When we observe someone totally obliterated it is difficult to manage the right combination of compassion patience and encouraging motivation. If we come in with the latter too soon and too strong we seem insensitive but if we only offer unconditional positive regard, we might miss opportunities to inspire growth and actual recovery.
When we are the obliterated, this dynamic plays out internally. The pain is horrific and we long for the comfort and peace of a resolution to our problems. At the same time, the challenge of going through the growing pains associated with progress are so daunting that we often opt out and return to our lowly state. If I remain pitiful then at least no one will expect anything of me.
Tragedy happens to all of us, in varying degrees and flavours but it is a guarantee in life. Tragedy only becomes hell though, when we become resentful. 1
We know of people, and perhaps even know people directly, who have lost big or who have very little to begin with. Their health is shot, their finances are depleted, and their status is low. Yet they face each day with relative joy and positivity. How do they do it? How do they do it when many of us live in relative luxury and “privilege” but suffer in misery?
Some of the most powerful moral examples in history come from figures who suffered well. Men and women who faced unspeakable anguish and hardship, who largely did not deserve their troubles, but suffered through them with poise and grace all the same.
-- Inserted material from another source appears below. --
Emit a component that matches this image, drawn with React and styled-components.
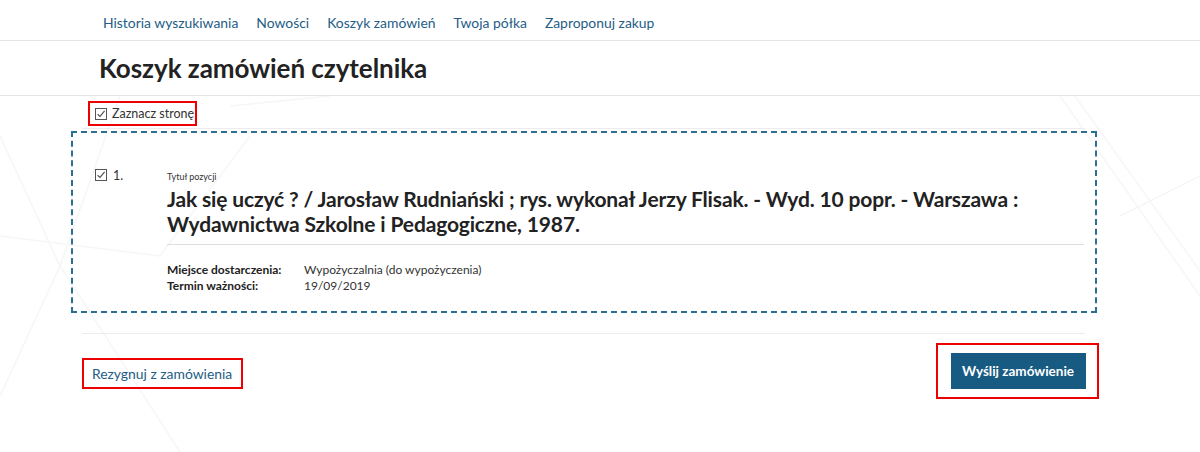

They and all the others who struggle and suffer but remain in relative good spirits do so with the power of gratitude. It is the antidote or at lease the antithesis to resentment.
We can and still will at times afford those who suffer the room to be bitter and resentful for a while. They have indeed earned it. But do they not deserve something better as well? Have they not also earned the opportunity to show poise and humility in the face of adversity?
If it is you in the depths of despair, do not assume that writing a gratitude journal will remove all bitterness from your heart, but it’s a good place to start. Not everyone will understand or appreciate your unique version of hell but for those of us familiar with hell in general you are now in the club. The club of Ghandi, of Job and of Eleanor Roosevelt who said,
Anyone who has gone through great suffering is bound to have a greater sympathy and understanding of the problems of mankind.
By reflecting on what you still have you can gain strength and perspective. Even more powerful is that you can be grateful for your trials and what they have shown you and what they have shown about you. We shouldn’t seek unnecessary suffering but we’ll find it anyway, and when we do we need to find a way to make the best use of it.
How to do so is tricky and will depend on your specific situation. The important piece is to recognize that maintaining gratitude during the storm is a crucial task and will be the key not just to surviving the storm but to rebuilding into a stronger version of yourself afterward.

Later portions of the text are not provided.